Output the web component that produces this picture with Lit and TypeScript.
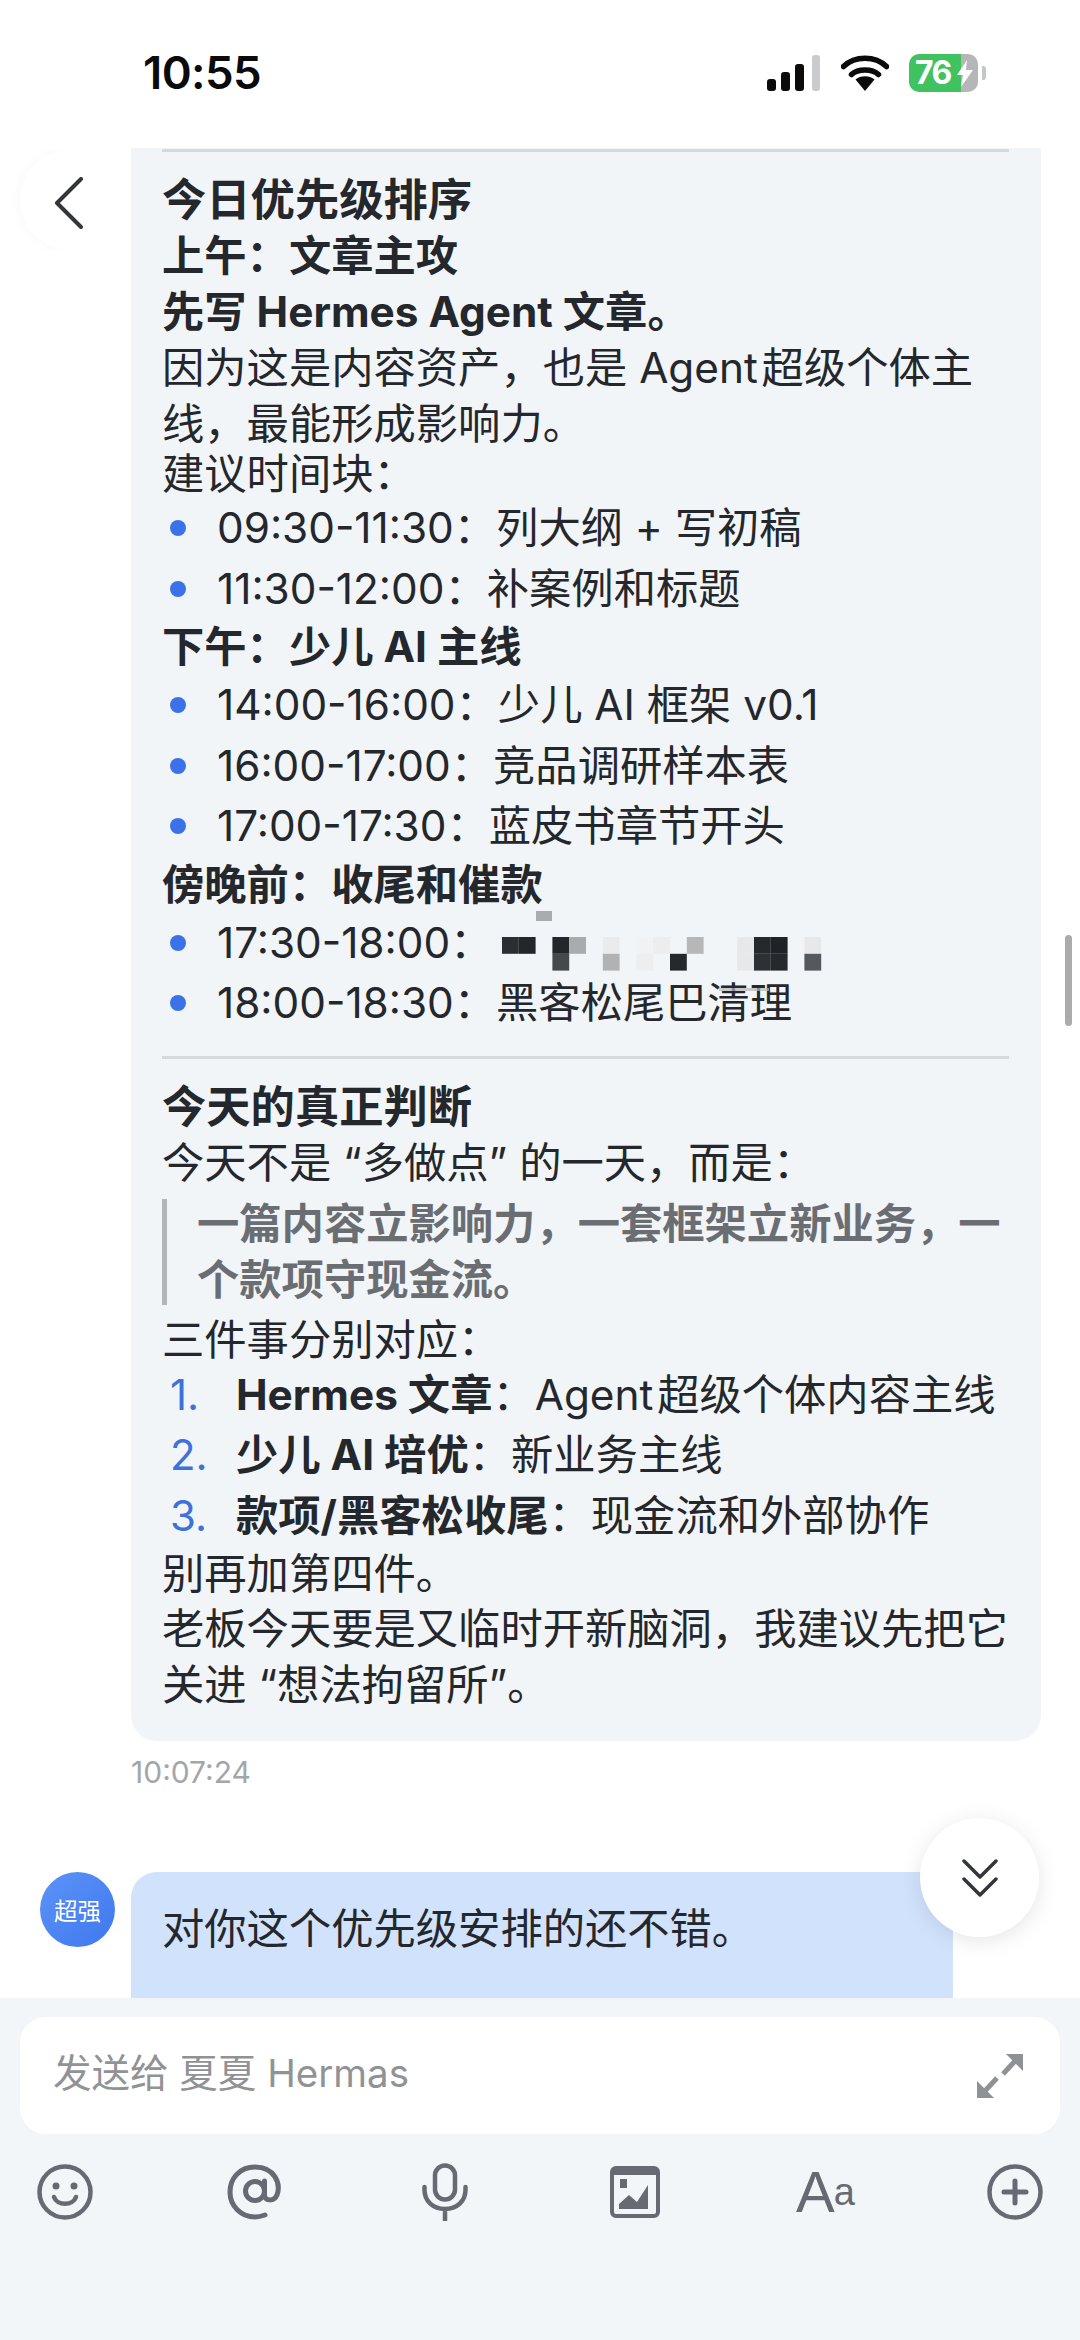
import { LitElement, html, css, svg } from "lit";
import { customElement } from "lit/decorators.js";

const mosaic: [number, number, string][] = [
  [0, 0, "#2b2e33"], [1, 0, "#23262b"], [3, 0, "#23262b"], [3, 1, "#45484c"], [4, 0, "#a9abad"],
  [6, 0, "#e9ebed"], [6, 1, "#b0b2b4"], [8, 0, "#f0f2f4"], [8, 1, "#eceef0"], [9, 0, "#ebedef"],
  [10, 1, "#25282d"], [11, 0, "#b5b7b9"], [14, 0, "#e6e8ea"], [14, 1, "#e6e8ea"], [15, 0, "#25282d"],
  [15, 1, "#2d3035"], [16, 0, "#1f2227"], [16, 1, "#25282d"], [18, 0, "#e6e8ea"], [18, 1, "#55585c"],
];

@customElement("app-root")
export class AppRoot extends LitElement {
  static styles = css`
    :host {
      display: block;
      width: 1080px;
      height: 2340px;
      position: relative;
      overflow: hidden;
      background: #fff;
      color: #24272c;
      font-family: Inter, "Noto Sans CJK SC", sans-serif;
    }
    .page { display: flex; flex-direction: column; height: 2340px; }
    .status {
      flex: 0 0 148px;
      display: flex;
      justify-content: space-between;
      align-items: flex-start;
      padding: 53px 94px 0 143px;
      box-sizing: border-box;
    }
    .time { font-size: 45.500px; line-height: 40px; font-weight: 600; color: #0b0b0c; letter-spacing: -0.6px; }
    .sicons { display: flex; align-items: center; gap: 20px; height: 40px; }
    .battery {
      position: relative;
      width: 69px;
      height: 38px;
      border-radius: 10px;
      background: linear-gradient(90deg, #3fc25f 0 76%, #b4b6b8 76%);
      color: #fff;
      font-size: 32px;
      font-weight: 700;
      line-height: 38px;
      padding-left: 6px;
      box-sizing: border-box;
      letter-spacing: -1.500px;
    }
    .bolt { position: absolute; left: 47px; top: 6px; }
    .cap { width: 4px; height: 14px; border-radius: 0 3px 3px 0; background: #c4c6c8; margin-left: -16px; }
    .msgs { flex: 1; min-height: 0; overflow: hidden; }
    .bubble-wrap { margin: 0 39px 0 131px; }
    .bubble {
      background: #f1f5f8;
      border-radius: 0 0 26px 26px;
      padding: 1px 31px 3px;
      height: 1593px;
      box-sizing: border-box;
      font-size: 42.300px;
      line-height: 56px;
    }
    hr { border: 0; height: 3px; background: #d6d9dc; margin: 0 1px 0 0; }
    .h { font-size: 44.300px; font-weight: 700; }
    .b { font-weight: 700; }
    .p { white-space: nowrap; }
    .first { margin-top: 20px; }
    .tight { margin-top: -6px; }
    ul, ol { list-style: none; margin: 0; padding: 0; }
    li { display: flex; align-items: center; height: 60.500px; white-space: pre; }
    .ul-first { margin-top: -4px; }
    .dot { width: 16px; height: 16px; border-radius: 50%; background: #3c72e8; margin: 0 31px 0 8px; flex: none; }
    .num { width: 74px; flex: none; color: #3f72d8; font-size: 42px; padding-left: 8px; box-sizing: border-box; }
    .sec { margin-top: 0; }
    .late { margin-top: 0; }
    .hr2 { margin-top: 22px; }
    .h2 { margin-top: 20px; }
    .quote {
      border-left: 5px solid #b3b6b9;
      padding-left: 30px;
      margin: 8px 0 7px;
      color: #6a6e73;
      font-weight: 700;
      font-size: 42.300px;
      line-height: 56px;
      height: 106px;
      display: flex;
      flex-direction: column;
      justify-content: center;
    }
    .nums { margin-top: -3px; }
    .after { margin-top: -1px; }
    .stamp { font-size: 30px; line-height: 36px; color: #a3a6a9; margin: 13px 0 0 131px; }
    .row { display: flex; margin-top: 82px; }
    .avatar {
      width: 75px;
      height: 75px;
      margin: 0 16px 0 40px;
      border-radius: 50%;
      background: linear-gradient(135deg, #5c93f8, #3f78ee);
      color: #fff;
      font-size: 23.500px;
      display: flex;
      align-items: center;
      justify-content: center;
      flex: none;
    }
    .mine {
      width: 822px;
      height: 200px;
      border-radius: 26px 26px 0 0;
      background: #d1e2fd;
      padding: 29px 31px;
      box-sizing: border-box;
      font-size: 42.300px;
      line-height: 56px;
    }
    .composer { flex: 0 0 342px; background: #f2f6f8; padding: 19px 20px 0; box-sizing: border-box; }
    .input {
      height: 117px;
      width: 1040px;
      background: #fff;
      border-radius: 26px;
      display: flex;
      align-items: center;
      justify-content: space-between;
      padding: 0 36px 0 33px;
      box-sizing: border-box;
      color: #909396;
      font-size: 38.500px;
    }
    .ph { padding-bottom: 12px; }
    .tools {
      display: flex;
      justify-content: space-between;
      align-items: center;
      margin: 29px 17px 0 17px;
      height: 58px;
      color: #666a72;
    }
    .tool { width: 56px; height: 58px; display: flex; align-items: center; justify-content: center; }
    .aa { font-family: "Liberation Sans", sans-serif; line-height: 58px; white-space: nowrap; letter-spacing: -1px; }
    .aa .A { font-size: 58px; }
    .aa .a { font-size: 38px; }
    .back {
      position: absolute;
      left: 20px;
      top: 150px;
      width: 100px;
      height: 100px;
      border-radius: 50%;
      box-shadow: -3px 0 12px rgba(0, 0, 0, 0.025);
      background: #fff;
      clip-path: inset(0 50px 0 -20px);
    }
    .chev { position: absolute; left: 54px; top: 177px; }
    .godown {
      position: absolute;
      left: 920px;
      top: 1818px;
      width: 119px;
      height: 119px;
      border-radius: 50%;
      background: #fff;
      box-shadow: 0 4px 22px rgba(0, 0, 0, 0.1);
      display: flex;
      align-items: center;
      justify-content: center;
    }
    .scroll { position: absolute; left: 1065px; top: 935px; width: 7px; height: 91px; border-radius: 4px; background: #a9abad; }
    .mosaic { position: absolute; left: 502px; top: 905px; }
  `;

  li(t: string, rest: string) {
    return html`<li><span class="dot"></span>${t}：${rest}</li>`;
  }

  render() {
    const c = 16.8;
    return html`
      <div class="page">
        <div class="status">
          <div class="time">10:55</div>
          <div class="sicons">
            <svg width="54" height="36" viewBox="0 0 54 36">
              <rect x="0" y="24" width="9" height="12" rx="3" fill="#0b0b0c" />
              <rect x="14" y="17" width="9" height="19" rx="3" fill="#0b0b0c" />
              <rect x="28" y="9" width="9" height="27" rx="3" fill="#0b0b0c" />
              <rect x="45" y="0" width="8" height="36" rx="3" fill="#c9cbcd" />
            </svg>
            <svg width="48" height="36" viewBox="0 0 48 36" fill="none">
              <path d="M2.500 11.500C14 0.500 34 0.500 45.500 11.500" stroke="#0b0b0c" stroke-width="5.500" stroke-linecap="round" />
              <path d="M10.500 19.500C17 13.500 31 13.500 37.500 19.500" stroke="#0b0b0c" stroke-width="5.500" stroke-linecap="round" />
              <path d="M14.500 24.500C19 20 29 20 33.500 24.500L24 36Z" fill="#0b0b0c" />
            </svg>
            <div class="battery">76<svg class="bolt" width="18" height="27" viewBox="0 0 18 27"><path d="M11 0L1 15h6L5 27 17 10h-7z" fill="#fff" /></svg></div>
            <div class="cap"></div>
          </div>
        </div>
        <div class="msgs">
          <div class="bubble-wrap">
            <div class="bubble">
              <hr />
              <div class="p h first">今日优先级排序</div>
              <div class="p b">上午：文章主攻</div>
              <div class="p b">先写 Hermes Agent 文章。</div>
              <div class="p">因为这是内容资产，也是 Agent\u200a超级个体主</div>
              <div class="p">线，最能形成影响力。</div>
              <div class="p tight">建议时间块：</div>
              <ul class="ul-first">
                ${this.li("09:30-11:30", "列大纲 + 写初稿")}
                ${this.li("11:30-12:00", "补案例和标题")}
              </ul>
              <div class="p b sec">下午：少儿 AI 主线</div>
              <ul>
                ${this.li("14:00-16:00", "少儿 AI 框架 v0.1")}
                ${this.li("16:00-17:00", "竞品调研样本表")}
                ${this.li("17:00-17:30", "蓝皮书章节开头")}
              </ul>
              <div class="p b late">傍晚前：收尾和催款</div>
              <ul>
                ${this.li("17:30-18:00", "")}
                ${this.li("18:00-18:30", "黑客松尾巴清理")}
              </ul>
              <hr class="hr2" />
              <div class="p h h2">今天的真正判断</div>
              <div class="p">今天不是 “多做点” 的一天，而是：</div>
              <div class="quote">
                <div class="p">一篇内容立影响力，一套框架立新业务，一</div>
                <div class="p">个款项守现金流。</div>
              </div>
              <div class="p">三件事分别对应：</div>
              <ol class="nums">
                <li><span class="num">1.</span><span class="b">Hermes 文章</span>：Agent\u200a超级个体内容主线</li>
                <li><span class="num">2.</span><span class="b">少儿 AI 培优</span>：新业务主线</li>
                <li><span class="num">3.</span><span class="b">款项/黑客松收尾</span>：现金流和外部协作</li>
              </ol>
              <div class="p">别再加第四件。</div>
              <div class="p after">老板今天要是又临时开新脑洞，我建议先把它</div>
              <div class="p">关进 “想法拘留所”。</div>
            </div>
          </div>
          <div class="stamp">10:07:24</div>
          <div class="row">
            <div class="avatar">超强</div>
            <div class="mine">对你这个优先级安排的还不错。</div>
          </div>
        </div>
        <div class="composer">
          <div class="input">
            <span class="ph">发送给 夏夏 Hermas</span>
            <svg width="48" height="46" viewBox="0 0 48 46" fill="#8f9295" stroke="none">
              <path d="M30 1H47V18Z" />
              <path d="M1 28V45H18Z" />
              <path d="M40 7L27 21M8 39L21 25" fill="none" stroke="#8f9295" stroke-width="5" />
            </svg>
          </div>
          <div class="tools">
            <div class="tool">
              <svg width="56" height="56" viewBox="0 0 56 56" fill="none" stroke="currentColor" stroke-width="4.500">
                <circle cx="28" cy="28" r="25.500" />
                <circle cx="19" cy="22" r="3.500" fill="currentColor" stroke="none" />
                <circle cx="37" cy="22" r="3.500" fill="currentColor" stroke="none" />
                <path d="M17 33C20 42 36 42 39 33" stroke-linecap="round" />
              </svg>
            </div>
            <div class="tool">
              <svg width="56" height="56" viewBox="0 0 56 56" fill="none" stroke="currentColor" stroke-width="5">
                <circle cx="28" cy="27" r="9.500" />
                <path d="M37.500 17V31C37.500 37 47 38 50 31C54 20 48 3 28 3C12 3 3 15 3 28C3 42 14 53 28 53C32 53 35 52 38 51" stroke-linecap="round" />
              </svg>
            </div>
            <div class="tool">
              <svg width="46" height="58" viewBox="0 0 46 58" fill="none" stroke="currentColor" stroke-width="4.500">
                <rect x="13" y="2.500" width="20" height="34" rx="10" />
                <path d="M2.500 24V27C2.500 38 11 46 23 46C35 46 43.500 38 43.500 27V24M23 46V57" stroke-linecap="round" />
              </svg>
            </div>
            <div class="tool">
              <svg width="50" height="52" viewBox="0 0 50 52">
                <rect x="2" y="2" width="46" height="48" rx="4" fill="none" stroke="currentColor" stroke-width="4" />
                <rect x="2" y="2" width="46" height="7" fill="currentColor" />
                <rect x="10" y="13" width="7" height="9" fill="currentColor" />
                <path d="M9 43V38L19 29L27 36L38 19V43Z" fill="currentColor" />
              </svg>
            </div>
            <div class="tool aa"><span class="A">A</span><span class="a">a</span></div>
            <div class="tool">
              <svg width="56" height="56" viewBox="0 0 56 56" fill="none" stroke="currentColor" stroke-width="4.500">
                <circle cx="28" cy="28" r="25.500" />
                <path d="M28 17V39M17 28H39" stroke-width="5" stroke-linecap="round" />
              </svg>
            </div>
          </div>
        </div>
      </div>
      <div class="back"></div>
      <svg class="chev" width="30" height="52" viewBox="0 0 30 52" fill="none" stroke="#33363b" stroke-width="4" stroke-linecap="round" stroke-linejoin="round">
        <path d="M27 2L3 26L27 50" />
      </svg>
      <svg class="mosaic" width="330" height="130" viewBox="0 0 330 130">
        <rect x="34" y="6" width="16" height="10" fill="#a9abad" />
        <rect x="217" y="83" width="50" height="3" fill="#b5b7b9" opacity="0.7" />
        <g transform="translate(0 32)">
          ${mosaic.map(([x, y, f]) => svg`<rect x=${x * c} y=${y * c} width=${c} height=${c} fill=${f} />`)}
        </g>
      </svg>
      <div class="godown">
        <svg width="38" height="38" viewBox="0 0 38 38" fill="none" stroke="#33363b" stroke-width="3.500" stroke-linecap="round" stroke-linejoin="round">
          <path d="M3 2L19 18L35 2M3 20L19 36L35 20" />
        </svg>
      </div>
      <div class="scroll"></div>
    `;
  }
}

### WHAT THE TASK ASKS
Check each line above for the string "this" and show the ones that have it.

### TASK RESULT
Output the web component that produces this picture with Lit and TypeScript.
                ${this.li("09:30-11:30", "列大纲 + 写初稿")}
                ${this.li("11:30-12:00", "补案例和标题")}
                ${this.li("14:00-16:00", "少儿 AI 框架 v0.1")}
                ${this.li("16:00-17:00", "竞品调研样本表")}
                ${this.li("17:00-17:30", "蓝皮书章节开头")}
                ${this.li("17:30-18:00", "")}
                ${this.li("18:00-18:30", "黑客松尾巴清理")}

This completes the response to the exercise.